Comme tous les étudiants d’avant mai 68, ils nommaient « les patrons » les professeurs d’université de la Faculté des sciences. Chacun des chercheurs a entretenu une relation particulière avec son directeur de laboratoire. Les quatre chercheurs interviewés soulignent la rupture de cette hiérarchie à la fin des années 60. Jacques Vassal, professeur de biologie végétale jusqu’en 1998, raconte à propos du professeur Henri Gaussen, éminent botaniste et biogéographe: « Vous savez c'était le patron ; [...] ça n'existe plus. Nous n'avons pas avec mes collègues du tout le comportement des professeurs académiques d'autrefois, […], je pense qu'on a une approche plus facile. Ce n’est pas que Gaussen n'avait pas une approche facile [...]. C'était un honnête homme, façon un peu XIXe siècle. »
Le "patron", à la différence de ses élèves qui deviendront les futurs professeurs et chercheurs, est de la vieille école ; sa stature impose un silence religieux lorsqu'on le croise dans les couloirs, autant dire qu'il est en un certain sens, la figure paternelle des lieux. Ce repère inamovible représente l'époque des "mandarins" ainsi nommés par l’importance de leur pouvoir, à l’image des grands fonctionnaires de l'ancien Empire chinois. Ces pères fondateurs étaient immensément respectés et souvent craints au sein de leur propre maison, ainsi qu'à l'extérieur. Joseph Canérot évoque son directeur de recherche : « C'est évident ! C'était un patron ! C'était une personnalité reconnue au plan national et international, membre correspondant de l'académie des sciences, il m'avait recruté, je lui dois TOUT ! Mais, il y avait des années-lumière, d'un point de vue hiérarchique entre lui et moi, mais c'est une confiance totale. Une confiance totale ! »
Le temps libre de l’apprentissage et de la connaissance
Un mot revient souvent : « libre ». La confiance attribuée aux chercheurs a visiblement contribué au sérieux de leur travail.
« À l'époque il n'existait pas de micro paléontologie, donc les datations de terrain se faisaient sur la récolte de gros fossiles, avec les erreurs de détermination qui peuvent exister […] Tout seul, on s'est formé à la sédimentologie. »,
se rappelle Michel Bilotte, géologue, professeur émérite de l’Université Toulouse III – Paul Sabatier.
Au-delà des frontières des bâtiments des allées Jules Guesde, le travail sur le terrain a joué un rôle majeur dans la transmission du savoir-faire et des connaissances des « patrons » aux chercheurs actuels.

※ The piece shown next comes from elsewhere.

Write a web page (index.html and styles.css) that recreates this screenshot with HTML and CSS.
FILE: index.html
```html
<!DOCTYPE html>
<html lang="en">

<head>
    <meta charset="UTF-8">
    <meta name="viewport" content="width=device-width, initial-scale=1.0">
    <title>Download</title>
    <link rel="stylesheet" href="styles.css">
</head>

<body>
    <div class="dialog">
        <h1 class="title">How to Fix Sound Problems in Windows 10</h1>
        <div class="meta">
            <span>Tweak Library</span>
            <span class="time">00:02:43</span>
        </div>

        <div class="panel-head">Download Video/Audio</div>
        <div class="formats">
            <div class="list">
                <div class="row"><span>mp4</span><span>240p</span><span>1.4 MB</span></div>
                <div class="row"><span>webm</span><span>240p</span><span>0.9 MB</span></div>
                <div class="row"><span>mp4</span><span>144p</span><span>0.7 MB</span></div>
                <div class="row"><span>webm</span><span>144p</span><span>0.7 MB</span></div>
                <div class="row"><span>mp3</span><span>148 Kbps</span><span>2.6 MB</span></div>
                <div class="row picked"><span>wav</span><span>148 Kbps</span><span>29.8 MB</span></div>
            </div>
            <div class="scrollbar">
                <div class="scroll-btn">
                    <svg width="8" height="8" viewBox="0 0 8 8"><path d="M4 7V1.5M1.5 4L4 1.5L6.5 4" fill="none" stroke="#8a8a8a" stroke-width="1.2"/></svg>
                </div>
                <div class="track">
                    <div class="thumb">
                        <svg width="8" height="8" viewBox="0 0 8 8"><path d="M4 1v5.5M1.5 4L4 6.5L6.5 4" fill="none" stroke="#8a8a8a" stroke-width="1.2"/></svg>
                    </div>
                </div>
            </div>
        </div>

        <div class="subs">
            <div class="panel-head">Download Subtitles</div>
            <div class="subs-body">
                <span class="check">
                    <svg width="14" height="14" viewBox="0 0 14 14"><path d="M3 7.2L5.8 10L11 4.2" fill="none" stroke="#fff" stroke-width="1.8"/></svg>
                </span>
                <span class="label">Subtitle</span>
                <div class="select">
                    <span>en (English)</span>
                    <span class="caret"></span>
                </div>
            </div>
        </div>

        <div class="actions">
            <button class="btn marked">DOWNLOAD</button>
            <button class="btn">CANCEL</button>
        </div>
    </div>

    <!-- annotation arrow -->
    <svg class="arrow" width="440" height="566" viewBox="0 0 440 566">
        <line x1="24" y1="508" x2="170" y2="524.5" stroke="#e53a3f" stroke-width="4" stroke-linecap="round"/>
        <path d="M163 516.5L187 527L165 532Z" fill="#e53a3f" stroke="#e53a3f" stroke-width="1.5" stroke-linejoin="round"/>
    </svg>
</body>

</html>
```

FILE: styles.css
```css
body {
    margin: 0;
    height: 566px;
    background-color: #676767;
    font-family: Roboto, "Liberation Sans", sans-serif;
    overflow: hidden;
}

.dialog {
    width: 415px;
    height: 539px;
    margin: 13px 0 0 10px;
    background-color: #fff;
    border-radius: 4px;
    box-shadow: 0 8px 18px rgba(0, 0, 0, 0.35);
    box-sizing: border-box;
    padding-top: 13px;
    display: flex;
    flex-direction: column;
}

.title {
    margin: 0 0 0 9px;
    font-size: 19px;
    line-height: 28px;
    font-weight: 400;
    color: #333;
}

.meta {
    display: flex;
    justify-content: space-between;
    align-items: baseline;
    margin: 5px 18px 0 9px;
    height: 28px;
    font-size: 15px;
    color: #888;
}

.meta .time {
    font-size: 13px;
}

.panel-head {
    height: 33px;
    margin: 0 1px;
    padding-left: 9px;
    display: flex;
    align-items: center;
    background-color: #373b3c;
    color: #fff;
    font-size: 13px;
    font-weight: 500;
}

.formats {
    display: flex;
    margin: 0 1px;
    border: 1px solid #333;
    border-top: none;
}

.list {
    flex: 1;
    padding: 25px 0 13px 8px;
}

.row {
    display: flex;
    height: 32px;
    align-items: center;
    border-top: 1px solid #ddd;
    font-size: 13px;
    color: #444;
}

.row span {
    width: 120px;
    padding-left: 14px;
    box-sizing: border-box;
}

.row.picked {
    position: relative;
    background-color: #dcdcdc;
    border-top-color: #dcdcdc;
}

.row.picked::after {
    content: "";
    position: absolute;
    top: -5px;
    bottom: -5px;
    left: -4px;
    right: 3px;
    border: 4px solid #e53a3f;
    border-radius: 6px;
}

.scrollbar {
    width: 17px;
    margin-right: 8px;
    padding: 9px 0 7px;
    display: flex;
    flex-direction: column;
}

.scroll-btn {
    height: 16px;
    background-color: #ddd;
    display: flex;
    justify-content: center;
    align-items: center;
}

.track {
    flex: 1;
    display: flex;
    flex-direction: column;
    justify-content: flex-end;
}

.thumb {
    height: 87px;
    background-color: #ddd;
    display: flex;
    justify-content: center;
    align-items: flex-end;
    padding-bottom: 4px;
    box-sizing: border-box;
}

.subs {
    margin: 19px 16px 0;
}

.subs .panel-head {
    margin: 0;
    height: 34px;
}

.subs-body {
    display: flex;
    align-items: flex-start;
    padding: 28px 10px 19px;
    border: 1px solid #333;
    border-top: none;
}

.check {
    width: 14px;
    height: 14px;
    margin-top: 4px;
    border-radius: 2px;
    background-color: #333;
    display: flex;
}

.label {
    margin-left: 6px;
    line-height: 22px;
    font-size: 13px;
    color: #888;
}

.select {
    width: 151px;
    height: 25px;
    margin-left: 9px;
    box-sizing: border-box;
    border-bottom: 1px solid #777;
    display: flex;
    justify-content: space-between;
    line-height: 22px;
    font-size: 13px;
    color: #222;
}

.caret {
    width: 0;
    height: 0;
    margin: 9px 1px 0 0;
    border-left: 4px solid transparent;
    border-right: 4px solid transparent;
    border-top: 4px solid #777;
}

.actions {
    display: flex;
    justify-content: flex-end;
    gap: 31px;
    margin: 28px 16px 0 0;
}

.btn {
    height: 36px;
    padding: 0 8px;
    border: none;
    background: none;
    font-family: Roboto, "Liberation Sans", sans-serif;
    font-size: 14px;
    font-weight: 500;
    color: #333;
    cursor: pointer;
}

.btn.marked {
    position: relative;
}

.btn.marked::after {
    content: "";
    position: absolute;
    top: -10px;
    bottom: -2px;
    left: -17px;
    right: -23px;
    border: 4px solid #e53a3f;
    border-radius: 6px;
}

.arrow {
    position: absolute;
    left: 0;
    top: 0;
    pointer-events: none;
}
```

Palper les os, remuer la terre, s'aventurer au milieu d'épais buissons, récolter des fossiles et constituer des herbiers… C’est en arpentant les montagnes, en parcourant les Pyrénées que les étudiants et les étudiantes d’alors appréhendaient la réalité du terrain et prenaient conscience de la difficulté et la nécessité d’un défrichage rigoureux et précieux. Si les postes à responsabilité étaient majoritairement masculins, notons l’exception d’Yvette De Ferré, botaniste, première femme à accéder au poste de professeur à la faculté des Sciences.
La mémoire recueillie m’évoque un temps long passé à vivre les lieux, défricher le terrain avec les moyens minimalistes d’alors, mais avec un plaisir toujours vif. Dans son ouvrage Une ethnologue au jardin des plantes, la chercheuse Bernadette Lizet retranscrit l’histoire et l’ambiance du jardin des plantes de Paris. Elle y mentionne un botaniste arpentant les plantations, les laboratoires et l’ensemble du jardin et souligne qu’il pouvait « herboriser sans jamais se lasser ».
Référence bibliographique :
- B. Lizet, Une ethnologue au jardin des plantes, ed. Petit génie, p.9, 2015
- J. Vassal, "Un demi-siècle de botanique toulousaine au 41 allées Jules Guesde", Ed. Bulletin Société d'histoire naturelles de Toulouse, N°154, 2018, p.19-20.